Last fall Burgerville “announced that it was expanding its pilot composting and recycling program companywide in an effort to redirect restaurant-generated waste,” Graves says. “The expanded program underscores our commitment to infusing accountability and responsibility throughout our entire supply chain.”

Currently, “36 restaurants are participating in the recycling program, and 21 restaurants are participating in a prototype program, which incorporates both composting and recycling,” he says. “Many of our guests have written to us to tell us that it is our sustainable programs that keeps them committed to the Burgerville brand.

“Making a commitment to environmentally sound corporate initiatives is at the core of the culture and operating philosophy of our company,” he adds. “It is also becoming increasingly apparent that it is smart business. We believe that we can profitably support our sustainable business measures while helping to show other businesses how to successfully adopt these and other practices. At Burgerville, sustainable values mean helping people, communities and the environment thrive, thus maintaining our mission to always ‘serve with love.’ When the communities we do business in thrive, our business thrives as well.”

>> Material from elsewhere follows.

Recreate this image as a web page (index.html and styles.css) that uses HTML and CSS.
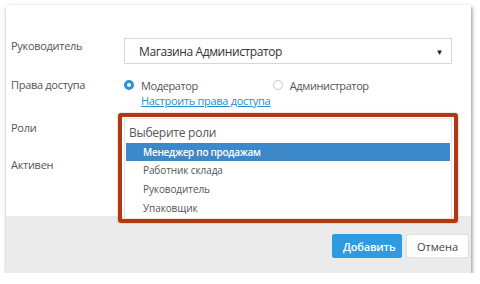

Burgerville has also built a reputation serving seasonal, local fruits and nuts in such menu items as a hazelnut-chocolate shake.

Local is also the order of the day at Walmart. The megamarketer now offers “locally grown produce in its stores across the country,” according to a recent press release. Walmart serves more than 176 million customers weekly.

But despite the many local offerings, energy savings and earth-friendly efforts, Momo says the restaurant industry has just “scratched the surface” of green efforts, and McDonald’s national energy manager, Steve De Palo, concurs.

“We’re very proud of our accomplishments,” De Palo says. “But there’s always more to do.”